Há dez anos, ONU declarava acesso a água e saneamento como direitos humanos
Quando foi morar no Jardim Emburá, extremo sul da cidade de São Paulo, Kátia Marques soube que a água não era canalizada e, sem opção, viu a rotina de encher baldes no caminhão pipa se tornar parte de sua realidade. O que ela não imaginava é que, mais de cinco anos depois, a situação ainda seria a mesma.
Assim como Kátia, que é mãe de duas crianças de 7 e 13 anos, centenas de famílias do bairro sobrevivem sob as mesmas condições. Elas fazem parte dos 16% da população, aproximadamente 35 milhões de pessoas, que não têm acesso à água tratada no Brasil, segundo os números mais recentes do Sistema Nacional de Informações sobre Saneamento (SNIS).
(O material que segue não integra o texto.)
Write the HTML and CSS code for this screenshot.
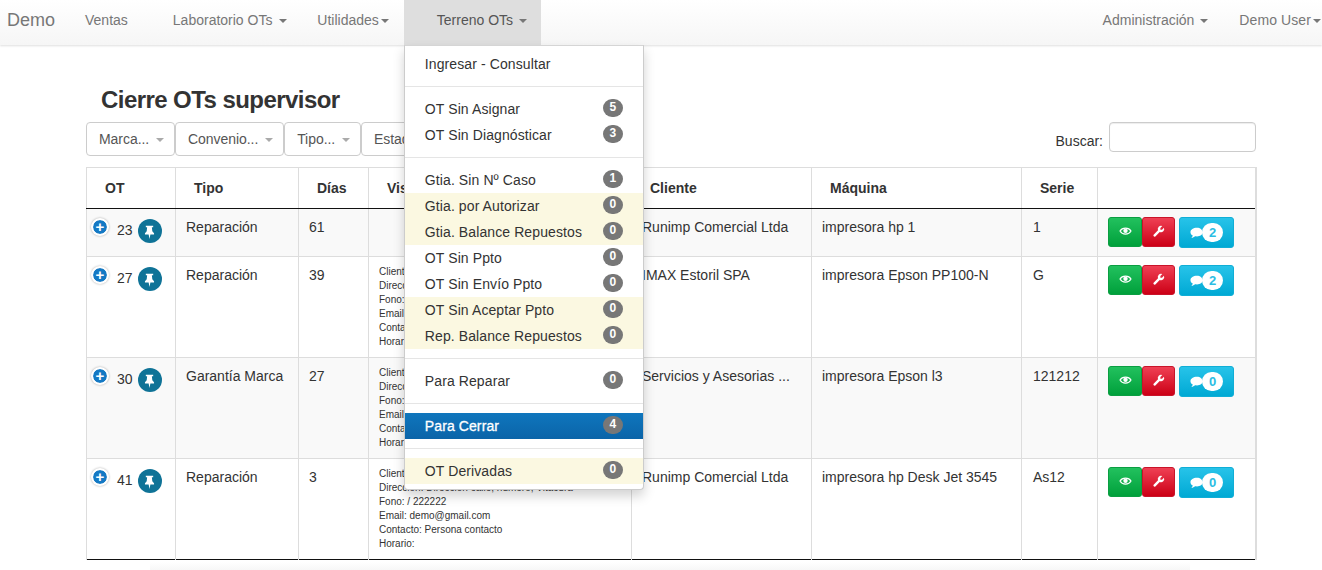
FILE: index.html
```html
<!DOCTYPE html>
<html lang="es">
<head>
<meta charset="utf-8">
<title>Cierre OTs supervisor</title>
<link rel="stylesheet" href="styles.css">
</head>
<body>
<svg class="defs" width="0" height="0" aria-hidden="true">
  <symbol id="i-pin" viewBox="0 0 24 24"><path d="M7.800 5.500h8.400v1.700h-1.500l.5 4.600 2 2.200v1.500h-4.200L12 20.500l-1-5H6.800v-1.500l2-2.200.5-4.600H7.800z"/></symbol>
  <symbol id="i-eye" viewBox="0 0 14 12"><path class="eye-line" d="M1 5.500C3.500 1.200 10.500 1.200 13 5.500C10.500 10 3.500 10 1 5.500z"/><circle cx="7" cy="5.300" r="2.400"/></symbol>
  <symbol id="i-wrench" viewBox="0 0 16 16"><path d="M12.700 1.300A4 4 0 0 0 7.400 6.500L2 11.900A1.500 1.500 0 0 0 4.100 14L9.500 8.600A4 4 0 0 0 14.700 3.300L12.300 5.700H10.300V3.700z"/></symbol>
  <symbol id="i-comment" viewBox="0 0 14 14"><path d="M7.500 2C3.500 2 .5 4 .5 6.700c0 1.500 1 2.800 2.500 3.600-.2 1-.8 1.900-1.500 2.500 1.700-.1 3-.8 4-1.700.6.100 1.300.1 2 .1 3.500 0 6-1.900 6-4.500S11 2 7.500 2z"/></symbol>
</svg>

<nav class="navbar">
  <a class="brand">Demo</a>
  <ul class="nav-list">
    <li class="nav-item nav-item-wide"><a>Ventas</a></li>
    <li class="nav-item"><a>Laboratorio OTs <span class="caret caret-wide"></span></a></li>
    <li class="nav-item"><a>Utilidades<span class="caret"></span></a></li>
    <li class="nav-item nav-item-open">
      <a>Terreno OTs <span class="caret"></span></a>
      <div class="dropdown">
        <a class="dd-item">Ingresar - Consultar</a>
        <hr class="dd-divider">
        <a class="dd-item">OT Sin Asignar <span class="badge">5</span></a>
        <a class="dd-item">OT Sin Diagnósticar <span class="badge">3</span></a>
        <hr class="dd-divider">
        <a class="dd-item">Gtia. Sin Nº Caso <span class="badge">1</span></a>
        <a class="dd-item dd-warn">Gtia. por Autorizar <span class="badge">0</span></a>
        <a class="dd-item dd-warn">Gtia. Balance Repuestos <span class="badge">0</span></a>
        <a class="dd-item">OT Sin Ppto <span class="badge">0</span></a>
        <a class="dd-item">OT Sin Envío Ppto <span class="badge">0</span></a>
        <a class="dd-item dd-warn">OT Sin Aceptar Ppto <span class="badge">0</span></a>
        <a class="dd-item dd-warn">Rep. Balance Repuestos <span class="badge">0</span></a>
        <hr class="dd-divider">
        <a class="dd-item">Para Reparar <span class="badge">0</span></a>
        <hr class="dd-divider">
        <a class="dd-item dd-active">Para Cerrar <span class="badge">4</span></a>
        <hr class="dd-divider">
        <a class="dd-item dd-warn">OT Derivadas <span class="badge">0</span></a>
      </div>
    </li>
  </ul>
  <ul class="nav-list nav-right">
    <li class="nav-item nav-item-admin"><a>Administración <span class="caret"></span></a></li>
    <li class="nav-item nav-item-user"><a>Demo User<span class="caret"></span></a></li>
  </ul>
</nav>

<main class="container">
  <h3 class="title">Cierre OTs supervisor</h3>
  <div class="filters">
    <button class="filter">Marca... <span class="caret caret-light"></span></button>
    <button class="filter">Convenio... <span class="caret caret-light"></span></button>
    <button class="filter">Tipo... <span class="caret caret-light"></span></button>
    <button class="filter">Estado... <span class="caret caret-light"></span></button>
    <label class="search"><span class="search-label">Buscar:</span> <input class="search-input" type="text"></label>
  </div>

  <table class="grid">
    <colgroup>
      <col class="c-ot"><col class="c-tipo"><col class="c-dias"><col class="c-vis"><col class="c-cli"><col class="c-maq"><col class="c-ser"><col class="c-act">
    </colgroup>
    <thead>
      <tr><th>OT</th><th>Tipo</th><th>Días</th><th>Visita</th><th>Cliente</th><th>Máquina</th><th>Serie</th><th></th></tr>
    </thead>
    <tbody>
      <tr class="row-odd row-short">
        <td class="cell-ot"><div class="ot"><span class="plus">+</span><span class="ot-num">23</span><span class="pin"><svg class="pin-svg"><use href="#i-pin"/></svg></span></div></td>
        <td>Reparación</td><td>61</td><td></td><td>Runimp Comercial Ltda</td><td>impresora hp 1</td><td class="cell-serie">1</td>
        <td class="cell-act"><div class="actions">
          <a class="btn btn-green"><svg class="ic-eye"><use href="#i-eye"/></svg></a><a class="btn btn-red"><svg class="ic-wrench"><use href="#i-wrench"/></svg></a><a class="btn btn-blue"><svg class="ic-comment"><use href="#i-comment"/></svg><span class="count">2</span></a>
        </div></td>
      </tr>
      <tr>
        <td class="cell-ot"><div class="ot"><span class="plus">+</span><span class="ot-num">27</span><span class="pin"><svg class="pin-svg"><use href="#i-pin"/></svg></span></div></td>
        <td>Reparación</td><td>39</td>
        <td class="cell-info">Cliente: IMAX Estoril SPA<br>Dirección: Dirección calle, número, Vitacura<br>Fono: / 222222<br>Email: demo@gmail.com<br>Contacto: Persona contacto<br>Horario:</td>
        <td>IMAX Estoril SPA</td><td>impresora Epson PP100-N</td><td class="cell-serie">G</td>
        <td class="cell-act"><div class="actions">
          <a class="btn btn-green"><svg class="ic-eye"><use href="#i-eye"/></svg></a><a class="btn btn-red"><svg class="ic-wrench"><use href="#i-wrench"/></svg></a><a class="btn btn-blue"><svg class="ic-comment"><use href="#i-comment"/></svg><span class="count">2</span></a>
        </div></td>
      </tr>
      <tr class="row-odd">
        <td class="cell-ot"><div class="ot"><span class="plus">+</span><span class="ot-num">30</span><span class="pin"><svg class="pin-svg"><use href="#i-pin"/></svg></span></div></td>
        <td>Garantía Marca</td><td>27</td>
        <td class="cell-info">Cliente: Servicios y Asesorias<br>Dirección: Dirección calle, número, Vitacura<br>Fono: / 222222<br>Email: demo@gmail.com<br>Contacto: Persona contacto<br>Horario:</td>
        <td>Servicios y Asesorias ...</td><td>impresora Epson l3</td><td class="cell-serie">121212</td>
        <td class="cell-act"><div class="actions">
          <a class="btn btn-green"><svg class="ic-eye"><use href="#i-eye"/></svg></a><a class="btn btn-red"><svg class="ic-wrench"><use href="#i-wrench"/></svg></a><a class="btn btn-blue"><svg class="ic-comment"><use href="#i-comment"/></svg><span class="count">0</span></a>
        </div></td>
      </tr>
      <tr>
        <td class="cell-ot"><div class="ot"><span class="plus">+</span><span class="ot-num">41</span><span class="pin"><svg class="pin-svg"><use href="#i-pin"/></svg></span></div></td>
        <td>Reparación</td><td>3</td>
        <td class="cell-info">Cliente: Runimp Comercial Ltda<br>Dirección: Dirección calle, número, Vitacura<br>Fono: / 222222<br>Email: demo@gmail.com<br>Contacto: Persona contacto<br>Horario:</td>
        <td>Runimp Comercial Ltda</td><td>impresora hp Desk Jet 3545</td><td class="cell-serie">As12</td>
        <td class="cell-act"><div class="actions">
          <a class="btn btn-green"><svg class="ic-eye"><use href="#i-eye"/></svg></a><a class="btn btn-red"><svg class="ic-wrench"><use href="#i-wrench"/></svg></a><a class="btn btn-blue"><svg class="ic-comment"><use href="#i-comment"/></svg><span class="count">0</span></a>
        </div></td>
      </tr>
    </tbody>
  </table>
  <div class="foot-shade"></div>
</main>
</body>
</html>
```

FILE: styles.css
```css
* { box-sizing: border-box; }
html, body { margin: 0; padding: 0; overflow: hidden; }
body {
  height: 570px;
  background: #fff;
  color: #333;
  font-family: "Liberation Sans", Arial, sans-serif;
  font-size: 14px;
  line-height: 20px;
}
.defs { position: absolute; }

/* Navbar */
.navbar {
  display: flex;
  height: 45px;
  padding-left: 7px;
  background: linear-gradient(to bottom, #fff 0%, #f6f6f6 100%);
  box-shadow: 0 1px 2px rgba(0, 0, 0, .13);
  color: #777;
}
.brand {
  width: 48px;
  margin-right: 15px;
  font-size: 18px;
  line-height: 41px;
}
.nav-list { display: flex; margin: 0; padding: 0; list-style: none; }
.nav-right { margin-left: auto; padding-right: 1px; }
.nav-item { position: relative; padding: 10px 15px 0; height: 45px; white-space: nowrap; }
.nav-item-wide { margin-right: 15px; }
.nav-item-open { padding: 10px 15px 0 33px; width: 137px; background: #dedede; color: #555; }
.nav-item-admin { padding-right: 16px; }
.nav-item-user { padding: 10px 0 0 15px; letter-spacing: .1px; }
.caret {
  display: inline-block;
  width: 0;
  height: 0;
  margin-left: 2px;
  vertical-align: middle;
  border-top: 4px solid #777;
  border-left: 4px solid transparent;
  border-right: 4px solid transparent;
}
.caret-wide { margin-left: 3px; }
.caret-light { border-top-color: #aaa; margin-left: 3px; }

/* Dropdown */
.dropdown {
  position: absolute;
  top: 45px;
  left: 0;
  z-index: 10;
  width: 240px;
  padding: 5px 0;
  background: #fff;
  border: 1px solid #ccc;
  border-top-color: #d5d5d5;
  border-radius: 0 0 4px 4px;
  box-shadow: 0 6px 12px rgba(0, 0, 0, .175);
  color: #333;
}
.dd-item {
  display: flex;
  justify-content: space-between;
  height: 26px;
  padding: 3px 20px;
  letter-spacing: .1px;
  white-space: nowrap;
}
.dd-warn { background: #fbf8e1; }
.dd-active { background: linear-gradient(to bottom, #0f76bd, #0b64a8); color: #fff; -webkit-text-stroke: .3px #fff; }
.dd-divider { height: 1px; margin: 9px 0; border: 0; background: #e5e5e5; }
.badge {
  display: block;
  width: 20px;
  height: 18px;
  border-radius: 10px;
  background: #777;
  color: #fff;
  font-size: 12px;
  font-weight: 700;
  line-height: 17px;
  text-align: center;
  -webkit-text-stroke: 0;
}

/* Content */
.container { width: 1170px; margin-left: 86px; }
.title {
  height: 26px;
  margin: 42px 0 9px;
  padding-left: 15px;
  font-size: 24px;
  font-weight: 700;
  letter-spacing: -.56px;
  line-height: 26px;
}
.filters { display: flex; align-items: flex-start; height: 34px; margin-bottom: 11px; }
.filter {
  height: 34px;
  padding: 0 10px 0 12px;
  background: #fff;
  border: 1px solid #ccc;
  border-radius: 4px;
  color: #555;
  font: inherit;
  letter-spacing: -.05px;
  white-space: nowrap;
}
.search { display: flex; gap: 6px; margin-left: auto; color: #333; }
.search-label { margin-top: 9px; }
.search-input {
  width: 147px;
  height: 30px;
  background: #fff;
  border: 1px solid #ccc;
  border-radius: 4px;
  box-shadow: inset 0 1px 1px rgba(0, 0, 0, .075);
}

/* Table */
.grid {
  width: 1169px;
  border-collapse: collapse;
  table-layout: fixed;
  border-top: 1px solid #ddd;
  border-left: 1px solid #ddd;
  border-right: 2px solid #ddd;
  border-bottom: 1px solid #111;
}
.c-ot { width: 89px; }
.c-tipo { width: 123px; }
.c-dias { width: 70px; }
.c-vis { width: 263px; }
.c-cli { width: 180px; }
.c-maq { width: 210px; }
.c-ser { width: 76px; }
.c-act { width: 158px; }
.grid th {
  height: 41px;
  padding: 0 18px;
  border-left: 1px solid #ddd;
  border-bottom: 1px solid #111;
  font-weight: 700;
  text-align: left;
  vertical-align: middle;
  white-space: nowrap;
}
.grid td {
  padding: 8px 10px;
  border-left: 1px solid #ddd;
  border-top: 1px solid #ddd;
  vertical-align: top;
  white-space: nowrap;
  overflow: hidden;
}
.grid tbody tr:first-child td { border-top: 0; }
.row-odd { background: #f9f9f9; }
.row-short td { height: 48px; }
.grid .cell-ot { padding: 10px 0 0 5px; overflow: visible; }
.grid .cell-serie { padding-left: 11px; }
.grid .cell-info { padding-left: 10px; font-size: 10px; line-height: 14px; }
.grid .cell-act { padding-left: 10px; }

.ot { display: flex; align-items: flex-start; }
.plus {
  width: 16px;
  height: 16px;
  border: 1px solid #fff;
  border-radius: 50%;
  background: #1479c4;
  background-clip: padding-box;
  box-shadow: 0 0 0 1px #fff, 0 0 2px 1.500px rgba(0, 0, 0, .2);
  color: #fff;
  font-size: 15px;
  font-weight: 700;
  line-height: 13px;
  text-align: center;
}
.ot-num { margin: 1px 5px 0 9px; line-height: 20px; }
.pin {
  display: flex;
  align-items: center;
  justify-content: center;
  width: 24px;
  height: 24px;
  border-radius: 50%;
  background: #0f7397;
}
.pin-svg { width: 21px; height: 21px; fill: #fff; }

.actions { display: flex; align-items: flex-start; }
.btn {
  display: flex;
  align-items: center;
  justify-content: center;
  height: 30px;
  border-radius: 3px;
  border: 1px solid transparent;
}
.btn-green { width: 34px; background: linear-gradient(to bottom, #22c15e, #00a03b); border-color: #0b9e42; }
.btn-red { width: 33px; background: linear-gradient(to bottom, #ef4054, #cc0016); border-color: #c9142a; }
.btn-blue {
  width: 55px;
  height: 31px;
  margin-left: 4px;
  background: linear-gradient(to bottom, #27c3e9, #00a9d4);
  border-color: #10aed6;
  justify-content: flex-start;
  padding-left: 10px;
}
.ic-eye { width: 13px; height: 11px; margin-top: -2px; fill: #fff; }
.eye-line { fill: none; stroke: #fff; stroke-width: 1.300; }
.ic-wrench { width: 13px; height: 13px; margin-top: -1px; fill: #fff; }
.ic-comment { width: 13px; height: 13px; fill: #fff; flex: none; }
.count {
  width: 21px;
  height: 19px;
  margin-top: -1px;
  margin-left: -1px;
  border-radius: 10px;
  background: #fff;
  color: #2bbde3;
  font-size: 13px;
  font-weight: 700;
  line-height: 19px;
  text-align: center;
}
.foot-shade {
  width: 1040px;
  height: 8px;
  margin: 2px 0 0 64px;
  background: linear-gradient(to bottom, #fff, #f7f7f7);
}
```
Os poços de água não tratada estão em quase todos os quintais das casas do Jardim Emburá, localizado no distrito Engenheiro Marsilac. Para não depender dos escassos caminhões pipa enviados pela Companhia de Saneamento Básico do Estado de São Paulo (Sabesp), a única opção de Kátia é utilizar a água do fosso para cozinhar e tomar banho.
“A água sai [do poço] amarronzada e temos que esperar assentar. Pegamos o cloro que dão no postinho pra gente mesmo tratar a água. Esperamos uma três horas pro cloro pegar e limpar um pouco”, explica Kátia, de 33 anos, que relata consequências na saúde da família.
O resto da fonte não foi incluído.